## Problem statement
Gather each line containing the string "this" from these entries.

## Excerpted records
<<<<
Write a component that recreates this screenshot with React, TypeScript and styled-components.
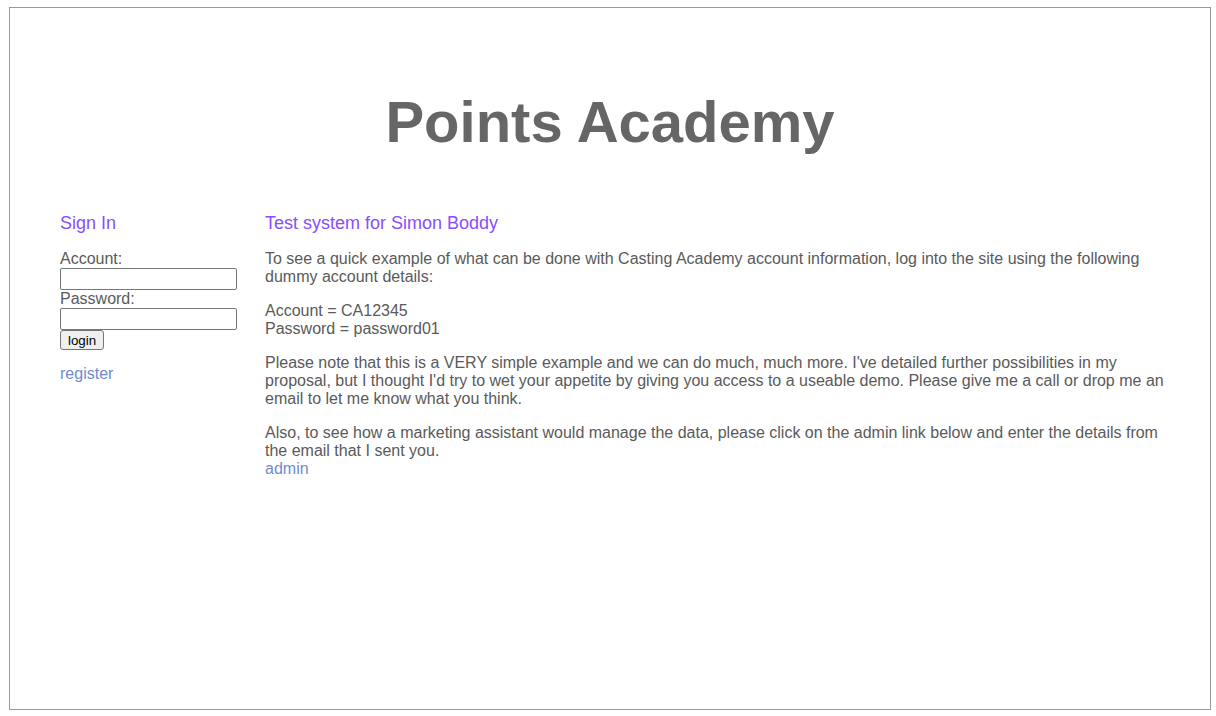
import React, { FC } from 'react';
import styled, { createGlobalStyle } from 'styled-components';

const GlobalStyle = createGlobalStyle`
  body {
    margin: 0;
    background: #fff;
    font-family: "Liberation Sans", Arial, sans-serif;
    color: #5a5a5a;
  }
`;

const Page = styled.div`
  box-sizing: border-box;
  width: 1202px;
  height: 703px;
  margin: 7px 0 0 9px;
  border: 1px solid #999;
  padding-top: 81px;
`;

const Title = styled.h1`
  margin: 0 0 58px;
  text-align: center;
  font-size: 58px;
  line-height: 66px;
  font-weight: bold;
  color: #666;
`;

const Columns = styled.div`
  display: grid;
  grid-template-columns: 177px 1fr;
  column-gap: 28px;
  padding: 0 34px 0 50px;
`;

const Heading = styled.h2`
  margin: 0 0 16px;
  font-size: 18px;
  line-height: 21px;
  font-weight: normal;
  color: #8a4dff;
`;

const SignIn = styled.form`
  display: flex;
  flex-direction: column;
  align-items: flex-start;
  font-size: 16px;
  line-height: 18px;
`;

const Field = styled.input`
  box-sizing: border-box;
  width: 177px;
  height: 22px;
  margin: 0;
  padding: 1px 2px;
  border: 1px solid #767676;
  border-radius: 2px;
  background: #fff;
`;

const Button = styled.button`
  box-sizing: border-box;
  height: 20px;
  margin: 0;
  padding: 0 7px;
  border: 1px solid #767676;
  border-radius: 3px;
  background: #efefef;
  color: #000;
  font-family: "Liberation Sans", Arial, sans-serif;
  font-size: 13.33px;
`;

const Link = styled.a`
  color: #6f8ccc;
  text-decoration: none;
  font-size: 16px;
  line-height: 18px;
`;

const Register = styled(Link)`
  display: block;
  margin-top: 15px;
`;

const Main = styled.div`
  font-size: 16px;
  line-height: 18px;
`;

const Para = styled.p<{ tight?: boolean }>`
  margin: 0 0 ${(p) => (p.tight ? 0 : 16)}px;
`;

const App: FC = () => (
  <>
    <GlobalStyle />
    <Page>
      <Title>Points Academy</Title>
      <Columns>
        <div>
          <Heading>Sign In</Heading>
          <SignIn onSubmit={(e) => e.preventDefault()}>
            <span>Account:</span>
            <Field type="text" />
            <span>Password:</span>
            <Field type="password" />
            <Button type="submit">login</Button>
          </SignIn>
          <Register href="#">register</Register>
        </div>
        <Main>
          <Heading>Test system for Simon Boddy</Heading>
          <Para>
            To see a quick example of what can be done with Casting Academy account information, log into the
            site using the following dummy account details:
          </Para>
          <Para>
            Account = CA12345
            <br />
            Password = password01
          </Para>
          <Para>
            Please note that this is a VERY simple example and we can do much, much more. I've detailed further
            possibilities in my proposal, but I thought I'd try to wet your appetite by giving you access to a
            useable demo. Please give me a call or drop me an email to let me know what you think.
          </Para>
          <Para tight>
            Also, to see how a marketing assistant would manage the data, please click on the admin link below
            and enter the details from the email that I sent you.
          </Para>
          <Link href="#">admin</Link>
        </Main>
      </Columns>
    </Page>
  </>
);

export default App;
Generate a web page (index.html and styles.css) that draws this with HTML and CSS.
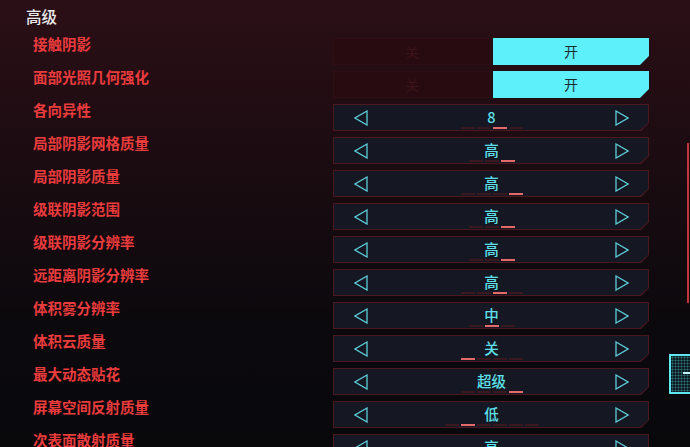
>>>>
## Result
Write a component that recreates this screenshot with React, TypeScript and styled-components.
            Please note that this is a VERY simple example and we can do much, much more. I've detailed further
Generate a web page (index.html and styles.css) that draws this with HTML and CSS.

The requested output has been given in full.